What is expected:
Search the data for the string "React" and extract every line where it appears.

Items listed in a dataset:
----
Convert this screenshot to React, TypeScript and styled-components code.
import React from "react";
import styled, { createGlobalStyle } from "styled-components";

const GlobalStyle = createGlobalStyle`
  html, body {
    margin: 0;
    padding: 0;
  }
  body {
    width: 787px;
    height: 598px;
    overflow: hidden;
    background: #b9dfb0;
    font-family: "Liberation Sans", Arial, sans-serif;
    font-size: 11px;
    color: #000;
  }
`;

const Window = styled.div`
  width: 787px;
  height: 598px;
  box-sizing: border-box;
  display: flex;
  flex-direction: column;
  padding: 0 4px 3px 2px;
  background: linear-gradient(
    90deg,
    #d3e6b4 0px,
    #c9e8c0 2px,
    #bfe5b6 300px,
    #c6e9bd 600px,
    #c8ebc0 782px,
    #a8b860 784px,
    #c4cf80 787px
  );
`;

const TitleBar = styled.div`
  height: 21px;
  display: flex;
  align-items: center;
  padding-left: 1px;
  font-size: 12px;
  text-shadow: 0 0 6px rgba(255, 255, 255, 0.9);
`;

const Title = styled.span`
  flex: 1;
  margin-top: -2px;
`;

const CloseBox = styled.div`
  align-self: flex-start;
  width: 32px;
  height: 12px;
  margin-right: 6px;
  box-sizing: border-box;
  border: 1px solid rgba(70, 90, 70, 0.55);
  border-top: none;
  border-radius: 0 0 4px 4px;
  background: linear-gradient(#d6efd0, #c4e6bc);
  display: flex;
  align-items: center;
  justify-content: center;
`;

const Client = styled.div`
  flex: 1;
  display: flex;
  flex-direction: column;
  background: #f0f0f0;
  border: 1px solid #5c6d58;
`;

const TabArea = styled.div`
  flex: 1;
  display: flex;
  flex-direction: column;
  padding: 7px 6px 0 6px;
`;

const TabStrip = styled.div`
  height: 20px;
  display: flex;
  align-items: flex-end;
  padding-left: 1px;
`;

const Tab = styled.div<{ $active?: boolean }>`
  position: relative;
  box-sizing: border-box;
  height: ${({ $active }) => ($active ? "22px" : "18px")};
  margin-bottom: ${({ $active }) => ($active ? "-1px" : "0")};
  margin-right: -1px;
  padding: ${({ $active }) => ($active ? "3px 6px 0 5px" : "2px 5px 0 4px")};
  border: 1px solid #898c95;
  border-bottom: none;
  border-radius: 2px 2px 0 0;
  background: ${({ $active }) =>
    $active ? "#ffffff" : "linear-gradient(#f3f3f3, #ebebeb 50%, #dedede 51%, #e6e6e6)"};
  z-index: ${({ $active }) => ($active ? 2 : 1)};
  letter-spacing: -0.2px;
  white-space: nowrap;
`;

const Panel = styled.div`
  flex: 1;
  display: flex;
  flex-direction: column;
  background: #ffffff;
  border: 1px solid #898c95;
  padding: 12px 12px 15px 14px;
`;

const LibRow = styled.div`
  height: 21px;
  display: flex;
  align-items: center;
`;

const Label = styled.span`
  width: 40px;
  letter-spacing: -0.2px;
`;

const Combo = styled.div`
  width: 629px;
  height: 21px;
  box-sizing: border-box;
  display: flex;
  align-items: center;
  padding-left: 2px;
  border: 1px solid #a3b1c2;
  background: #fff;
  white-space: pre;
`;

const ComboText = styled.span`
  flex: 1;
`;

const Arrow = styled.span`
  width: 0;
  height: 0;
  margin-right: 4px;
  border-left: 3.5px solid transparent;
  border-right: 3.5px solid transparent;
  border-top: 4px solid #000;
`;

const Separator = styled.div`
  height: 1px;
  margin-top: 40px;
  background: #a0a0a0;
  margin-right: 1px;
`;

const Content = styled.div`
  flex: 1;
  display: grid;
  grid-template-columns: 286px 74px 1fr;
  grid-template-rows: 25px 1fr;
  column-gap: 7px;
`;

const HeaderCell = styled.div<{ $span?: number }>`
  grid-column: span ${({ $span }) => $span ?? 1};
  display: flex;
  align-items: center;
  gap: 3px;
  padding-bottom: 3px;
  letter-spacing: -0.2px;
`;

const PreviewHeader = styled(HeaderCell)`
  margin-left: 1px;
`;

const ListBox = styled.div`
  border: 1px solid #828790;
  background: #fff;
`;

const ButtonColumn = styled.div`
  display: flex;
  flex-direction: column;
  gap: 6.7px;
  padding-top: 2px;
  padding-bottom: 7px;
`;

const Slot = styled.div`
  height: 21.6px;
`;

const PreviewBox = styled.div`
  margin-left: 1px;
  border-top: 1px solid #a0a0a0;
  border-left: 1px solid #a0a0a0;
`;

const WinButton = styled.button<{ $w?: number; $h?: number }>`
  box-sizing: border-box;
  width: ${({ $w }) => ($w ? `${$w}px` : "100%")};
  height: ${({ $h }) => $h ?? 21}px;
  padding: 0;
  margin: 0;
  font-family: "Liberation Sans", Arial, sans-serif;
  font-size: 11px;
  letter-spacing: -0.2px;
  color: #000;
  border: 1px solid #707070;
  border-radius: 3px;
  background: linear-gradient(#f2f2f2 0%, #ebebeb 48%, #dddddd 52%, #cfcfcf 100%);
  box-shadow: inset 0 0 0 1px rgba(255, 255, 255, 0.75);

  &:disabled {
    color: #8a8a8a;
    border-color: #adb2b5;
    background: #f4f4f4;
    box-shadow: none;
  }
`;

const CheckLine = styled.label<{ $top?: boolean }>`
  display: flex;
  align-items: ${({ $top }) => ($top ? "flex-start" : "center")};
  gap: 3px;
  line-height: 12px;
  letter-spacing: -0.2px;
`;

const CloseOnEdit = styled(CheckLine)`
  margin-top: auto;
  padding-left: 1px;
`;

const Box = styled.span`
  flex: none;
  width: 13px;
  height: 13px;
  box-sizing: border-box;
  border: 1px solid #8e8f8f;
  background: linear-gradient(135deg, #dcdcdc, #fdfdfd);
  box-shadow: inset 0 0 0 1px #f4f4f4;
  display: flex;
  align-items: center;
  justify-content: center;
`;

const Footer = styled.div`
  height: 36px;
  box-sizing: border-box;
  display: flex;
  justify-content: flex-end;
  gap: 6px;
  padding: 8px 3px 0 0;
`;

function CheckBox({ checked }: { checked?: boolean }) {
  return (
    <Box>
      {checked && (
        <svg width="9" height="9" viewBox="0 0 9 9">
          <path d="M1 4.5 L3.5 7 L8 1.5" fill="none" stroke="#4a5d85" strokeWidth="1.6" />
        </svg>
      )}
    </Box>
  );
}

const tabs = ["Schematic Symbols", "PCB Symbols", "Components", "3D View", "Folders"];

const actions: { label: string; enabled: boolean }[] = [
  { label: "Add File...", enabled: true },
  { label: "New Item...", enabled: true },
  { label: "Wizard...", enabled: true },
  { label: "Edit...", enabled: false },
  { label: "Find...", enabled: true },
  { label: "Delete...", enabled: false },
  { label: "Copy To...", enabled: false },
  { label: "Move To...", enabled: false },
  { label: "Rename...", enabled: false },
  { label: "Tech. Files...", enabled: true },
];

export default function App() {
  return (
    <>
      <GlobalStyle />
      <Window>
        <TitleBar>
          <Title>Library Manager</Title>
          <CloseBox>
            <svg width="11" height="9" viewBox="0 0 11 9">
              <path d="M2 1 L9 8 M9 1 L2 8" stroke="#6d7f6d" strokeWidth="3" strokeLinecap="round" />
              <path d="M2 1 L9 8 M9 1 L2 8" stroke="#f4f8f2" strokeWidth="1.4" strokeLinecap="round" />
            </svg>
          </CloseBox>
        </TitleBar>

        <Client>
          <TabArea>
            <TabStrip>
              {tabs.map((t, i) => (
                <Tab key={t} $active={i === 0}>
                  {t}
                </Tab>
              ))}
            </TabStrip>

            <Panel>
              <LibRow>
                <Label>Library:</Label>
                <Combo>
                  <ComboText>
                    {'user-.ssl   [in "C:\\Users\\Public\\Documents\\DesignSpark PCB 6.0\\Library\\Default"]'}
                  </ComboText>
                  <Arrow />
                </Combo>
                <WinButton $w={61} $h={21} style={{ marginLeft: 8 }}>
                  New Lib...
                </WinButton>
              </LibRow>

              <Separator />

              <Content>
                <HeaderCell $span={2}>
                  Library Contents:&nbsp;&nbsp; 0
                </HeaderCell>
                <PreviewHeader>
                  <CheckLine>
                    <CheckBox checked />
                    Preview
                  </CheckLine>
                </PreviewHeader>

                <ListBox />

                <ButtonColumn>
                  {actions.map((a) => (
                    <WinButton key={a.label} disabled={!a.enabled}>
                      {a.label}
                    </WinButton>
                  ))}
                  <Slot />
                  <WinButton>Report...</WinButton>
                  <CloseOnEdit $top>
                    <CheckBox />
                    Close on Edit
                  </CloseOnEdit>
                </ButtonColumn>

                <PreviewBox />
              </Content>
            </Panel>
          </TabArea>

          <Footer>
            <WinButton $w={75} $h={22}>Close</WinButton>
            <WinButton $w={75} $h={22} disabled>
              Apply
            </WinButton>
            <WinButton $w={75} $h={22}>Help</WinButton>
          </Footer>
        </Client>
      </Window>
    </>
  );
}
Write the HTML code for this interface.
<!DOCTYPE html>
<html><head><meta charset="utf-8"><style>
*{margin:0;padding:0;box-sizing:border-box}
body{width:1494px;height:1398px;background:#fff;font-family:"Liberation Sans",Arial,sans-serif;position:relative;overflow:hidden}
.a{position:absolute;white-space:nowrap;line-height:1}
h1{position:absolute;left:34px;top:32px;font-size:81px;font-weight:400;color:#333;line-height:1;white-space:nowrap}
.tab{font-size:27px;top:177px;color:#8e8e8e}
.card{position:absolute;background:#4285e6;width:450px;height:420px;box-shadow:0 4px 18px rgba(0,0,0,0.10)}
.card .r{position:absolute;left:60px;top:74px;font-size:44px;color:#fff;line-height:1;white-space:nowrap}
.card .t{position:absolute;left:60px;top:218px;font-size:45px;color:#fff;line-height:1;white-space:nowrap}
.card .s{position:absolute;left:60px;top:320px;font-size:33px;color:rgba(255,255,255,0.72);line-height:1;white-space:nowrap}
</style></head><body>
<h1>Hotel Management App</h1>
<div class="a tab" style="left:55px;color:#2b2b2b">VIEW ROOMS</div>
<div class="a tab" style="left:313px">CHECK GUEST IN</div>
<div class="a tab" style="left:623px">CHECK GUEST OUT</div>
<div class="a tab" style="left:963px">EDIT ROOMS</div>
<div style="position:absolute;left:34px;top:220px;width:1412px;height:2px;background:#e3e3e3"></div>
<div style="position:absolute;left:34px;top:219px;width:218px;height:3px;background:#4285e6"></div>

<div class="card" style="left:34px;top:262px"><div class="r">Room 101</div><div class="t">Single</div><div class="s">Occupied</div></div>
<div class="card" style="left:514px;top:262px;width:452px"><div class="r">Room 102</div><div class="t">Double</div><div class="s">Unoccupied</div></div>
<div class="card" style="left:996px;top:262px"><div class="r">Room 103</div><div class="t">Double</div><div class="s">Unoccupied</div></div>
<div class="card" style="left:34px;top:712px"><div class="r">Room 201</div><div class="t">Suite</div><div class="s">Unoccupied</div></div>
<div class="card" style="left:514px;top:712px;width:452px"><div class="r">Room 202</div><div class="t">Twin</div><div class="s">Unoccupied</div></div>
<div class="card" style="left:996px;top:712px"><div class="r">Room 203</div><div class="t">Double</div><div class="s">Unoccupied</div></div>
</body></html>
----
Written response:
Convert this screenshot to React, TypeScript and styled-components code.
import React from "react";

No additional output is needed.